Carnes uses the story as an example of his belief that MTSU students are by far the best and brightest anywhere when it comes to budding music talent. Another example he cites is how, as president of the Songwriters’ Guild of America, he often hires MTSU interns to help with the work—only to find that he can’t live without them.
“The only ones I’ve ever hired were the MTSU grads,” he says. “Others might come in and know what they were doing and understand the music business, but they didn’t have the work ethic.”
There are many other proprietors in the Nashville business community who would echo those sentiments. Carnes describes MTSU as “literally, a music business feeder school—the feeder school right now.” He adds, “I would send my child here first before any other school simply because I would know she’s not just getting the artistic education but the practical knowledge that applies in a real-world setting. When I went to music school, the idea was to let in as many people as possible—that supports the department—flunk most of them out and graduate 10 to 15 people each year.
You come to this school, and they are really focused on your success. And the kids respond with a work ethic that you don’t see at other schools.”
Carnes has been lobbying for songwriter copyright rights in the nation’s capital since pre-Napster days. He regularly sits down with music company CEOs to discuss the future of the industry. Interestingly, he sees opportunity in the music business right now.
“We are kind of bouncing along the bottom right now,” he says. “We can have a viable business again, but we have to think smarter, invest money smarter, and solve problems in ways that don’t include just throwing dollars at them.

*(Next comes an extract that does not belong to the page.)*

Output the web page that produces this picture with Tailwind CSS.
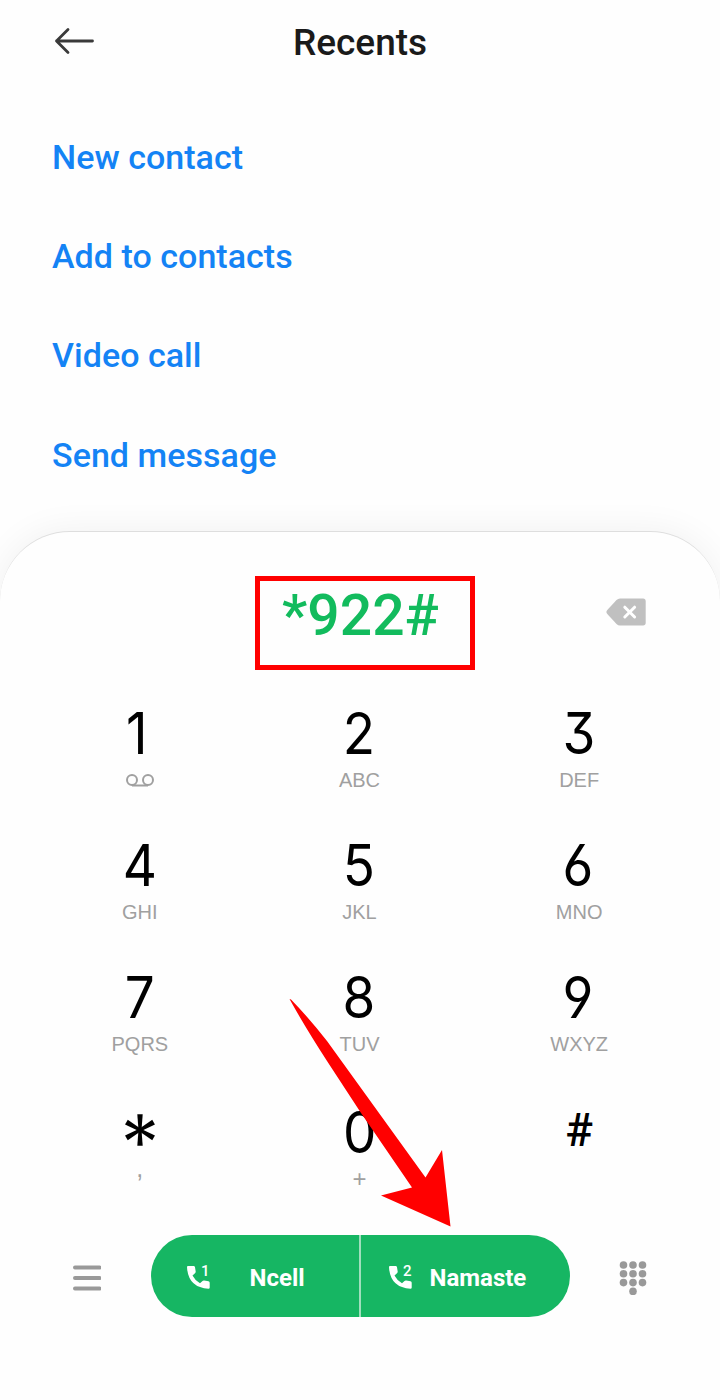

“If you come out of MTSU, and you have an understanding of entrepreneurship, marketing, promotions, and management—that’s what you need. The term music business has far too often been an oxymoron. But at MTSU, they actually understand how they relate. These students are the kinds of people that are going to walk out into that industry now bouncing along at 50 percent of what it once was and find ways to turn that around. If you think about it, rock bottom can be good solid ground on which to stand!”